An Elusive Treasure Becomes Rarer Still

Adapted from and article published in The New York Times: October 31, 2007


There are never enough white truffles. Their rarity and their seductive, earthy aroma help drive epicures wild.

But as the white truffle season starts this year in northern Italy and Croatia, some people in the business say they have never seen such scarcity. They fear it may be a sign of what’s to come.

Last year at this time, said Paulo Lima, export manager of Appennino Funghi e Tartufi outside Bologna, his company was shipping 35 kilograms (77 pounds) of white truffles every week. This year he’s been unable to ship more than a kilogram (2.2 pounds) a week. He said wholesalers are paying $4,000 a pound in the United States, where the weak dollar makes imported delicacies even more expensive.

Joe Bastianich, a partner in Del Posto, Babbo and other New York restaurants, said large truffles, the size of baseball, are selling for as much as $6,000 a pound, if they can be found.

“Basically what it means is we won’t make any money on them, because I can’t charge more than $10 to $12 a gram,” he said.

A serving of truffle is often five or six grams.

One reason for the scarcity is the weather. Since early spring, little rain has fallen in the heart of truffle country in Piedmont, Emilia-Romagna, the Marche and here in Tuscany. The summer was unusually hot, parching the earth.

“It’s not that we’re not finding truffles; we are,” Mr. Lima said. “But they’re as small as raisins. They’re around, but they didn’t grow.”

A lack of snow last winter had an even more damaging effect, said Rengenier Rittersma, a Dutch researcher at the European University Institute in Florence, and a leading truffle authority. Snow penetrates slowly into the subsoil, providing the humidity essential for truffle growth.

But the weather could not be wholly to blame, many feel. Dr. Rittersma says he thinks overharvesting is taking place, a reason for long-term concern.

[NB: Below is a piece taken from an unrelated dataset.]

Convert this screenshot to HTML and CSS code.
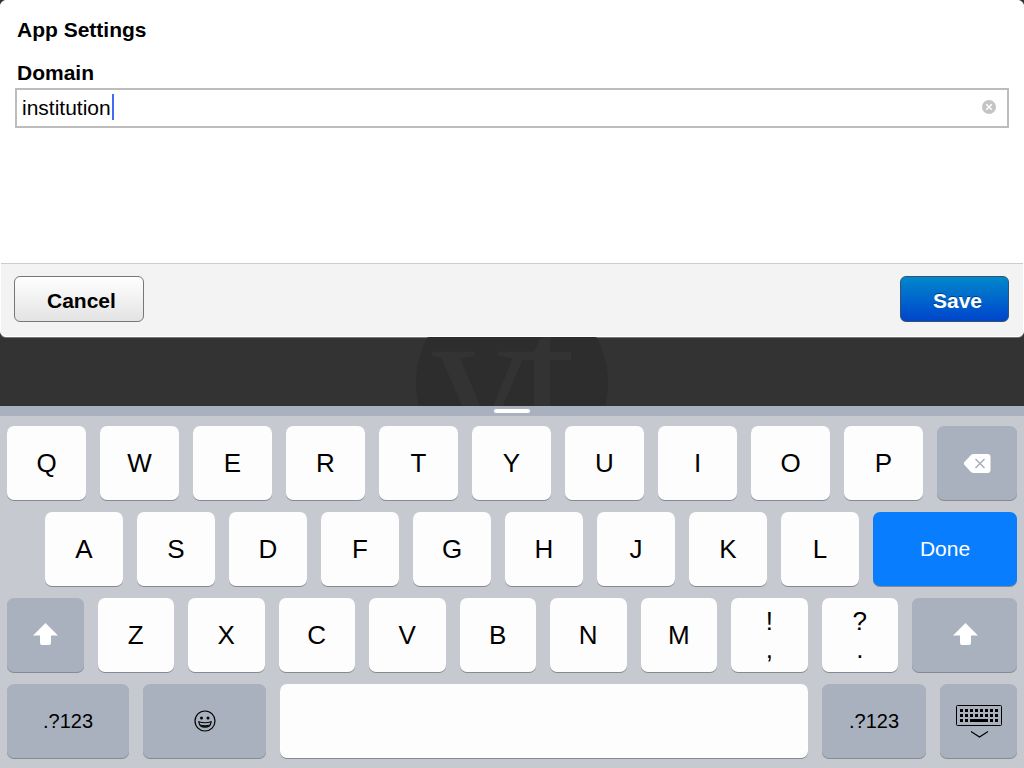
FILE: index.html
```html
<!DOCTYPE html>
<html lang="en">
<head>
    <meta charset="UTF-8">
    <meta name="viewport" content="width=device-width, initial-scale=1.0">
    <title>App Settings</title>
    <link rel="stylesheet" href="styles.css">
</head>
<body>
    <form class="dialog">
        <div class="dialog-body">
            <h1>App Settings</h1>
            <label for="domain">Domain</label>
            <div class="field">
                <input type="text" id="domain" value="institution" autocomplete="off" spellcheck="false">
                <span class="caret"></span>
                <button type="button" class="clear" aria-label="Clear">
                    <svg width="14" height="14" viewBox="0 0 14 14">
                        <circle cx="7" cy="7" r="7" fill="#c4c4c4"/>
                        <path d="M4.2 4.2l5.6 5.6M9.8 4.2L4.2 9.8" stroke="#fff" stroke-width="1.5"/>
                    </svg>
                </button>
            </div>
        </div>
        <div class="dialog-footer">
            <button type="button" class="btn">Cancel</button>
            <button type="submit" class="btn primary">Save</button>
        </div>
    </form>

    <div class="backdrop">
        <svg class="logo" width="192" height="192" viewBox="0 0 192 192">
            <circle cx="96" cy="96" r="96" fill="#2d2d2d"/>
            <text x="16" y="156" class="logo-text">v</text>
            <text x="104" y="156" class="logo-text">t</text>
        </svg>
    </div>

    <div class="keyboard">
        <div class="handle"><span></span></div>
        <div class="rows">
            <div class="row row-1">
                <button type="button">Q</button>
                <button type="button">W</button>
                <button type="button">E</button>
                <button type="button">R</button>
                <button type="button">T</button>
                <button type="button">Y</button>
                <button type="button">U</button>
                <button type="button">I</button>
                <button type="button">O</button>
                <button type="button">P</button>
                <button type="button" class="dark" aria-label="Delete">
                    <svg width="28" height="20" viewBox="0 0 28 20">
                        <path d="M10.5 1H24.500a3 3 0 0 1 3 3v13a3 3 0 0 1-3 3H10.500Q9 20 8 19L1.300 11.700Q.3 10.500 1.300 9.300L8 2Q9 1 10.500 1z" fill="#fff"/>
                        <path d="M12.500 6l9 9M21.500 6l-9 9" stroke="#a9b1be" stroke-width="1.600"/>
                    </svg>
                </button>
            </div>
            <div class="row row-2">
                <button type="button">A</button>
                <button type="button">S</button>
                <button type="button">D</button>
                <button type="button">F</button>
                <button type="button">G</button>
                <button type="button">H</button>
                <button type="button">J</button>
                <button type="button">K</button>
                <button type="button">L</button>
                <button type="button" class="done">Done</button>
            </div>
            <div class="row row-3">
                <button type="button" class="dark" aria-label="Shift">
                    <svg width="26" height="24" viewBox="0 0 26 24">
                        <path d="M13.500 0L26 12.500H19V20a2 2 0 0 1-2 2h-7a2 2 0 0 1-2-2V12.500H1z" fill="#fff"/>
                    </svg>
                </button>
                <button type="button">Z</button>
                <button type="button">X</button>
                <button type="button">C</button>
                <button type="button">V</button>
                <button type="button">B</button>
                <button type="button">N</button>
                <button type="button">M</button>
                <button type="button" class="double"><span>!</span><span>,</span></button>
                <button type="button" class="double"><span>?</span><span>.</span></button>
                <button type="button" class="dark" aria-label="Shift">
                    <svg width="26" height="24" viewBox="0 0 26 24">
                        <path d="M13.500 0L26 12.500H19V20a2 2 0 0 1-2 2h-7a2 2 0 0 1-2-2V12.500H1z" fill="#fff"/>
                    </svg>
                </button>
            </div>
            <div class="row row-4">
                <button type="button" class="dark">.?123</button>
                <button type="button" class="dark" aria-label="Emoji">
                    <svg width="22" height="22" viewBox="0 0 22 22">
                        <circle cx="11" cy="11" r="10" fill="none" stroke="#000" stroke-width="1.200"/>
                        <circle cx="7.500" cy="8" r="1.500"/>
                        <circle cx="14" cy="8" r="1.500"/>
                        <path d="M4.800 11.800Q11 13.600 17.200 11.800Q16.400 17.200 11 17.200T4.800 11.800z" fill="none" stroke="#000" stroke-width="1.100"/>
                        <path d="M6.200 14.600Q11 16 15.800 14.600Q14.200 17 11 17T6.200 14.600z"/>
                    </svg>
                </button>
                <button type="button" aria-label="Space"></button>
                <button type="button" class="dark">.?123</button>
                <button type="button" class="dark" aria-label="Hide keyboard">
                    <svg width="46" height="33" viewBox="0 0 46 33">
                        <rect x=".5" y=".5" width="45" height="20" rx="1" fill="none" stroke="#000"/>
                        <path d="M4 5.500h38M4 10.500h38" stroke="#000" stroke-width="3" stroke-dasharray="3 2"/>
                        <path d="M4 15.500h3M9 15.500h3M14 15.500h18M34 15.500h3M39 15.500h3" stroke="#000" stroke-width="3"/>
                        <path d="M15 26.500l8.500 5.500 8.500-5.500" fill="none" stroke="#000" stroke-width="1.200"/>
                    </svg>
                </button>
            </div>
        </div>
    </div>
</body>
</html>
```

FILE: styles.css
```css
* { box-sizing: border-box; }
body { margin: 0; min-height: 100vh; display: flex; flex-direction: column; background: #333; color: #000; font-family: "Liberation Sans", Arial, sans-serif; }
button { font-family: inherit; margin: 0; padding: 0; border: none; cursor: pointer; }

/* settings dialog */
.dialog { background: #fff; border: 1px solid #fff; border-radius: 6px; box-shadow: 0 1px 0 #777; overflow: hidden; }
.dialog-body { height: 262px; padding: 16px 14px; }
h1 { margin: 0 0 16px 2px; font-size: 21px; line-height: 26px; }
label { display: block; margin-left: 2px; font-size: 21px; font-weight: bold; line-height: 28px; }
.field { position: relative; margin-top: 1px; }
.field input { display: block; width: 100%; height: 40px; padding: 0 40px 0 5px; border: 2px solid #bdbdbd; border-radius: 0; outline: none; background: #fff; color: #000; font-family: inherit; font-size: 21px; }
.caret { position: absolute; left: 97px; top: 6px; width: 2px; height: 26px; background: #426bf2; }
.clear { position: absolute; right: 13px; top: 12px; width: 14px; height: 14px; background: none; }
.clear svg { display: block; }
.dialog-footer { display: flex; justify-content: space-between; padding: 12px 14px 14px 13px; background: #f3f3f3; border-top: 1px solid #ccc; }
.btn { height: 46px; padding: 4px 27px 0 32px; border: 1px solid #777; border-radius: 6px; background: linear-gradient(#fff, #e3e3e3); color: #000; font-size: 21px; font-weight: bold; }
.btn.primary { padding-right: 26px; border-color: #34526f; background: linear-gradient(#0088cc, #0044cc); color: #fff; text-shadow: 0 -1px 0 rgba(0, 0, 0, 0.4); }

/* dimmed page with the logo behind the dialog */
.backdrop { flex: 1; height: 69px; overflow: hidden; display: flex; justify-content: center; align-items: flex-start; }
.logo { flex: none; margin-top: -50px; margin-bottom: -100px; }
.logo-text { fill: #333; font-family: "Liberation Serif", serif; font-size: 200px; }

/* keyboard */
.keyboard { background: #c6c9d0; }
.handle { display: flex; justify-content: center; height: 10px; padding-top: 3px; background: #a9b1be; }
.handle span { width: 36px; height: 4px; border-radius: 2px; background: #fff; }
.rows { display: grid; gap: 12px; padding: 10px 7px; }
.row { display: grid; gap: 14px; }
.row-1 { grid-template-columns: repeat(10, 79fr) 80fr; }
.row-2 { grid-template-columns: repeat(9, 78fr) 144fr; padding-left: 38px; }
.row-3 { grid-template-columns: repeat(10, 153fr) 210fr; }
.row-4 { grid-template-columns: 122fr 123fr 528fr 104fr 77fr; }
.row button { display: flex; align-items: center; justify-content: center; min-width: 0; height: 74px; border-radius: 7px; background: #fdfdfd; box-shadow: 0 1px 0 #858a90; color: #000; font-size: 26px; }
.row button.dark { background: #a9b1be; font-size: 20px; }
.row button.done { background: #087eff; color: #fff; font-size: 21px; }
.row button.double { flex-direction: column; line-height: 28px; }
```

“There are too many cavatori,” he said, using the Italian word for truffle hunter, “and they search for truffles all year long.”

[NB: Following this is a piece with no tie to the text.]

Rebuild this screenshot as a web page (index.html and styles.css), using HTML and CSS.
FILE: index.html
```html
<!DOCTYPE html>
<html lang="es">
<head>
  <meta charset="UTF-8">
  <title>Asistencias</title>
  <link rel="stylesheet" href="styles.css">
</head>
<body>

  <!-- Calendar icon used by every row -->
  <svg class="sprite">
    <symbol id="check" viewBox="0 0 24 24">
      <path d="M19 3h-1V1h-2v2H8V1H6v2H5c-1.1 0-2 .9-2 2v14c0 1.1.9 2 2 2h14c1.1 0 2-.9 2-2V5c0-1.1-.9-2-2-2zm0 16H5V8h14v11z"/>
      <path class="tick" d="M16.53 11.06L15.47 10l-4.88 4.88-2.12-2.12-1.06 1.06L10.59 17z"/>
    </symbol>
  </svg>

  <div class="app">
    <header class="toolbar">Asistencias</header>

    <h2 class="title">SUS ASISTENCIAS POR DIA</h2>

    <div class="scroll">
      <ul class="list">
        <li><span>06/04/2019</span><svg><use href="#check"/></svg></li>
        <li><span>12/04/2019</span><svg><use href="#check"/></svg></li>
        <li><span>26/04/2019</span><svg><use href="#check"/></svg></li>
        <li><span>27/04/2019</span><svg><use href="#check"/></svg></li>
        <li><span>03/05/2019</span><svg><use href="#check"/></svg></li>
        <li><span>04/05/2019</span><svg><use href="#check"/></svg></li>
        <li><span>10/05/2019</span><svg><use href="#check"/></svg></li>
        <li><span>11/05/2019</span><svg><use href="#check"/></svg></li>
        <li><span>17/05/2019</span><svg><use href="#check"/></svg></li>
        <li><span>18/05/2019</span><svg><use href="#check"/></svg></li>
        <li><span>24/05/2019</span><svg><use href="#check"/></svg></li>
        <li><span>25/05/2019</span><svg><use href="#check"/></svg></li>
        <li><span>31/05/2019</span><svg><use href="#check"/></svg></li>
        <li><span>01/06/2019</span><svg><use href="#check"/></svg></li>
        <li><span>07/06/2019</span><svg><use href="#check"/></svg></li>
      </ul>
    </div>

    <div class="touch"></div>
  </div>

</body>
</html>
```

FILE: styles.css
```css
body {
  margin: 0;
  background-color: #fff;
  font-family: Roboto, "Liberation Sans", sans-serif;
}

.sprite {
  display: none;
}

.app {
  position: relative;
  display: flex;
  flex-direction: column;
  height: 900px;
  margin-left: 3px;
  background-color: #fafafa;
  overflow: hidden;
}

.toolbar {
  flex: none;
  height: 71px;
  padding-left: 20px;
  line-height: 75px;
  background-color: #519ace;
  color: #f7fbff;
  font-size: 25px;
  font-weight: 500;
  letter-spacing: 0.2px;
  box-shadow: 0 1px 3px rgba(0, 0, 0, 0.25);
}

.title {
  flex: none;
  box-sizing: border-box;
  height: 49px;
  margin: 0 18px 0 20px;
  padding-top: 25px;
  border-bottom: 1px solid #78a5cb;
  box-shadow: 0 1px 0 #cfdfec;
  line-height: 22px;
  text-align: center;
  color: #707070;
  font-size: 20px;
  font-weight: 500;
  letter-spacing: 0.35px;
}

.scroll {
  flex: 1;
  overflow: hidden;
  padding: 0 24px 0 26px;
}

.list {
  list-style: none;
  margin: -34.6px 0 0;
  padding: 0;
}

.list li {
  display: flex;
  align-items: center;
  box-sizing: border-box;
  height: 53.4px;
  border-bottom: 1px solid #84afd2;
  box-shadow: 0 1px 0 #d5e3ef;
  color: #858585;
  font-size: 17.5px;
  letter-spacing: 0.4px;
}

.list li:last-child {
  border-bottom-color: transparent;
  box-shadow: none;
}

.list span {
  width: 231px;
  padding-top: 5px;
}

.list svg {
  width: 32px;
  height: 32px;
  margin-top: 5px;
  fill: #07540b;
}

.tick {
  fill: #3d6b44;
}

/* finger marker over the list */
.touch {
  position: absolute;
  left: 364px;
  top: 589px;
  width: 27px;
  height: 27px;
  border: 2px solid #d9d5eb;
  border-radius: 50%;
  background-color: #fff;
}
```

After the white truffle season, which ends around Christmas, hunters, enticed by ever higher demand and prices, have been searching for black truffles and, later, for summer truffles.

While truffle hunters need to pass a test from the forestry service to get a license, the test involves mostly scientific information. New hunters, enticed by stories of buried treasure in the woods, go digging without being taught how to protect the terrain, knowledge that old-timers have.

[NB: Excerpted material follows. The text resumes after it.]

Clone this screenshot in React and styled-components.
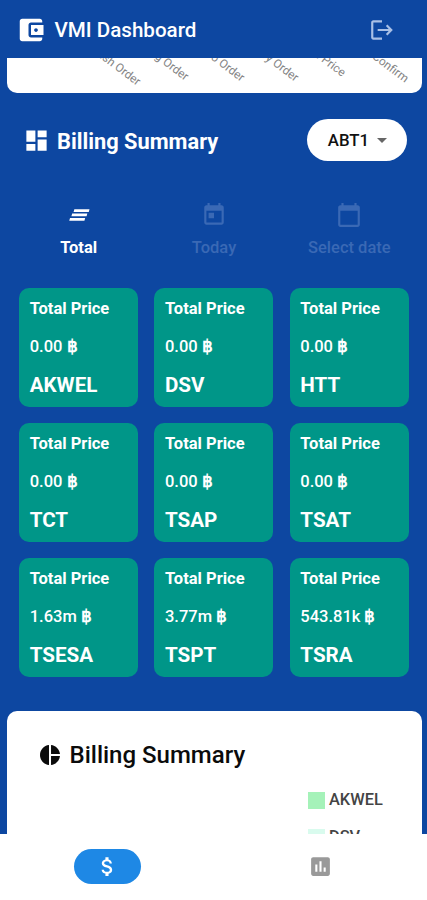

“The terrain, then, is constantly being disturbed,” Dr. Rittersma said, “and the truffle mycelium” — the underlying structure that supports truffle growth — “has no time to rest, no recovery period. The truffle is a very fragile plant in a fragile environment, and once the environment is destroyed, it doesn’t return.”

In some areas, the truffles’ environment is being completely destroyed. Dr. Rittersma said that in northwest Piedmont, vineyards are replacing much of the woodland, because of the growing demand for Barolo and other wines.

“So all the different oaks and hazelnut trees, in whose root systems the truffles are hidden, have been cut down,” he said. “And vineyards have been planted even on north-facing slopes. It’s the funeral of the truffle.”

Alessandro Bonino, export manager of Tartufi Morra, one of Alba’s oldest and most respected firms, could not remember a worse harvest than this year’s. “But I’m still young,” said Mr. Bonino, who is 39. He recalled 2003, another year of high temperatures. “We had very few white truffles, but more than we have now,” he said.

One hope may lie in an area that truffle lovers, especially Italian ones, once laughed at: Croatia, whose truffles are now considered by many to be on par with Italy’s. Croatia’s harvest is not quite as bad as Italy’s.

“The climate is not that different,” said Mr. Lima, who recently visited there, “but they have truffles.”

And these days, no matter what the price, there are people who will pay.

“All of a sudden there’s Russia, Dubai, Vegas,” Mr. Bastianich said. “It’s pinching the global demand. Now everyone is rich, and everyone wants to eat truffles, and they don’t care what it costs.”